Efficiently Using ADO.NET - Part II
Maximizing the Power of Expressions
In Part I of this article, I showed you a few ways that you can maximize the power of ADO.NET objects like the DataView to simplify your code, negate the need to constantly query your database and provide functionality that may be otherwise difficult to achieve. In this article, I want to build upon that base, and further explore some advanced uses of Expressions.
The first example I showed you of using expressions entailed creating a separate DataColumn and setting its expression to concatenate a few existing fields. While the expression column is well suited to this task, it only scratches the surface of its power.
Expressions can be applied in multiple scenarios and can be applied to a DataView's rowfilter for example. You may recall from SQL that the value Null doesn't equal anything, not even itself. As a matter of fact, many professors will not allow you to define Null as equal to nothing because Null is nothing and Null doesn't = Null. Anyway, in SQL if you used the following statement in a table where every records "Last_Name" column was Null, you'd return no records:
SELECT * FROM myTable
WHERE Last_Name = NULL |
If you wanted to get this to work, you'd need to rewrite it using this syntax:
SELECT * FROM myTable
WHERE Last_Name IS NULL |
This is the ANSI SQL standard way of checking for null, although lame 'database' systems like Access (Although I would take issue with including Access in a list of real databases) freestyle with the syntax and use ISNULL. Anyway, IS NULL isn't supported in the Expression Syntax but the ISNULL function (just like T-SQL) is supported. So, if you want to check for null, the best way to do it is to use ISNULL to assign Null values a specific constant, and then set your .RowFilter either equal to that constant or not equal to that constant. Here's an implementation I used to filter by employee type. Since this particular filter only included employees that are still employed (which we infer by a Null Termination_Date), here's how I did it:
Private Sub LoadList()
Try
lstEmployees.BeginUpdate()
If optActive.Checked Then
dv.RowFilter = "IsNull(Termination_Date, '01/01/1900') = '01/01/1900'"

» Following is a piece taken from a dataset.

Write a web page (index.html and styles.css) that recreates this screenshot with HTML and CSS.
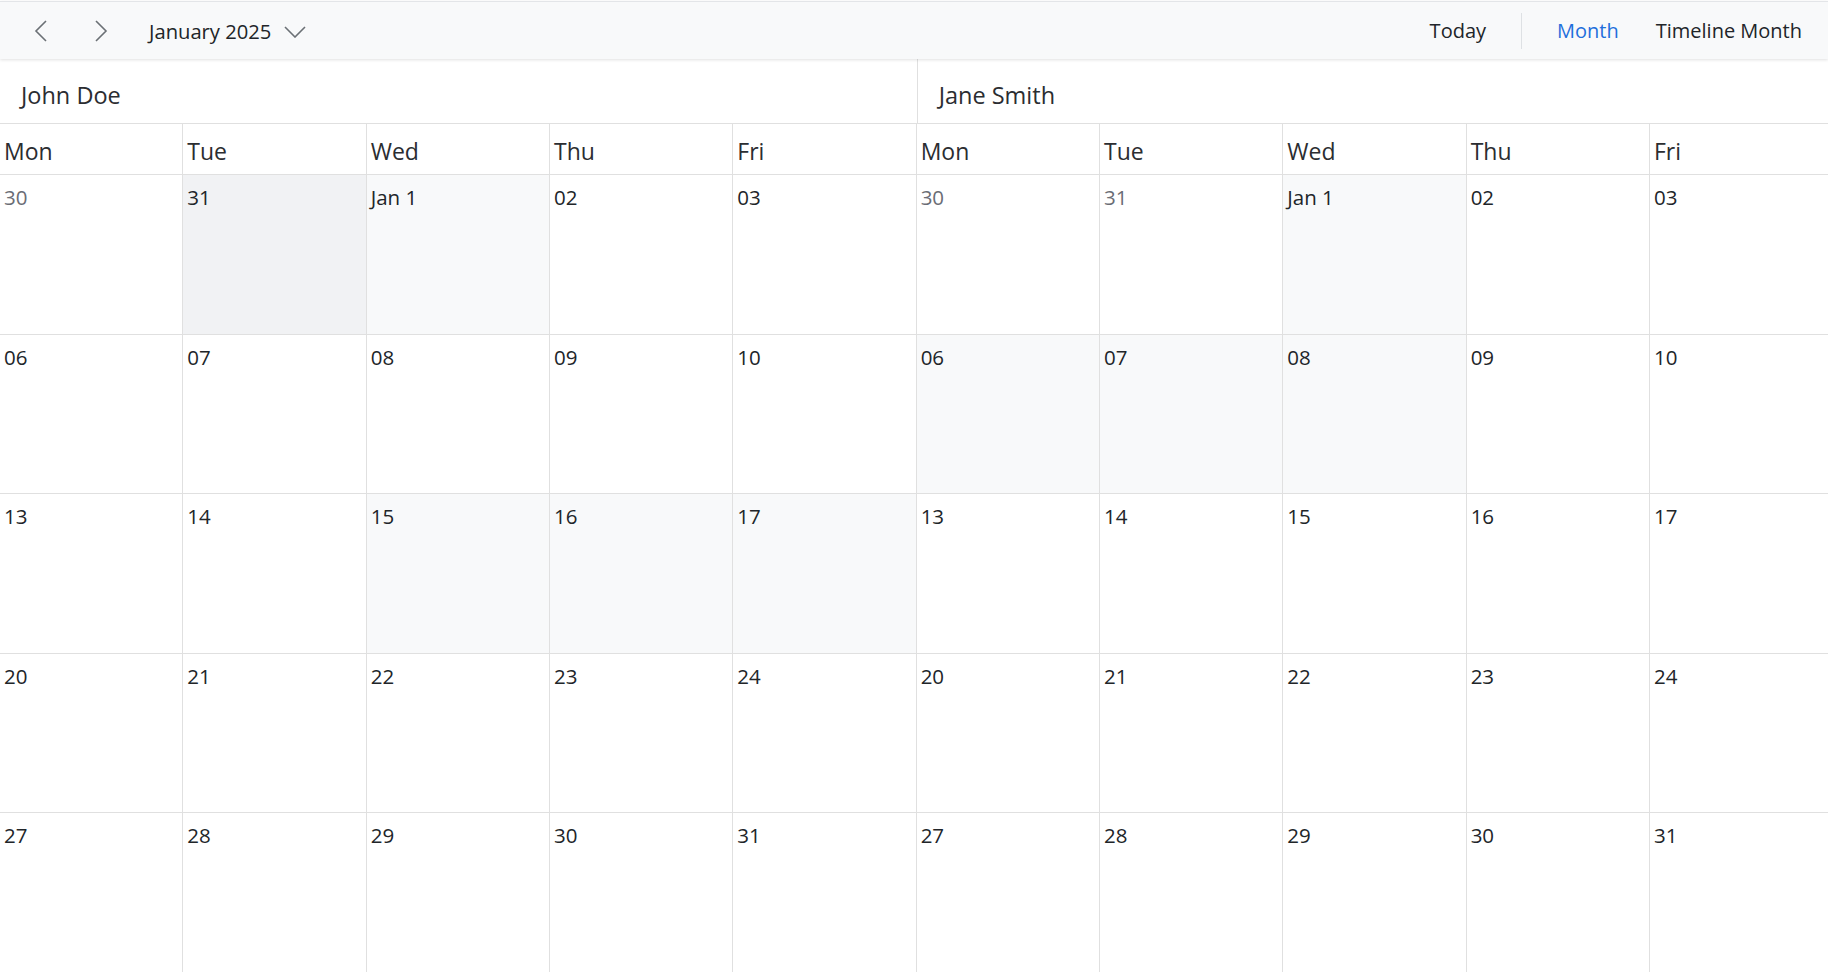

ElseIf optFormer.Checked Then
dv.RowFilter = "IsNull(Termination_Date, '01/01/1900') <> '01/01/1900'"
ElseIf optTemp.Checked Then
dv.RowFilter = "Emp_Type = 'Temporary' AND IsNull(Termination_Date, '01/01/1900') = '01/01/1900'"
ElseIf optContractor.Checked Then
dv.RowFilter = "Emp_Type = 'Contractor' AND IsNull(Termination_Date, '01/01/1900') = '01/01/1900'"
End If
lstEmployees.SelectedIndex = -1
Catch aex As ArgumentException
Debug.Assert(False, aex.ToString)
Catch nex As NullReferenceException
Debug.Assert(False, nex.ToString)
Finally
lstEmployees.EndUpdate()
End Try
End Sub |
I have four option buttons and corresponding to Acitve employees, Former employees (specified by the Not Equal), Temporary and Contractor. If I want to show all current employees, I will use IsNull to change all null Termination_Date 's to '01/01/1900' (Since we don't currently employ anyone older than 100 years old) and set the .Rowfilter of the dataview to match it if I want current employees, or to not match it if I want former employees. As you can see, you can link conditions with an "AND" modifier to include multiple conditions similar to the way SQL works. You may notice the .BeginUpdate and .EndUpdate calls on lstEmployees (which is a listbox control). This is simply done to improve the refresh speed of the combobox and to minimize flicker. Note that the ListBox is bound to the dataview (dv) who's filter we are manipulating. As such, you don't need to call .Clear or .Add on the Listbox's Item(s) collection to modify what you see in it.
Aggregates:
As you can see, using Expressions as described above give you one more mechanism to avoid making unnecessary trips to the database or pulling over fields from the DB which depend on functions and which can complicate your Update/Insert/Delete logic. Another area where you can accomplish this is with aggregates. Let's say that we have an Employees table with EmployeeID (an Integer) as its Primary Key. Then you have a Leave Table which records days used by employees and has a caculated field which returns an integer value representing the number of days an employee was out. Lets call this column DaysUsed and assume that the table relates back to Employees on EmployeeID.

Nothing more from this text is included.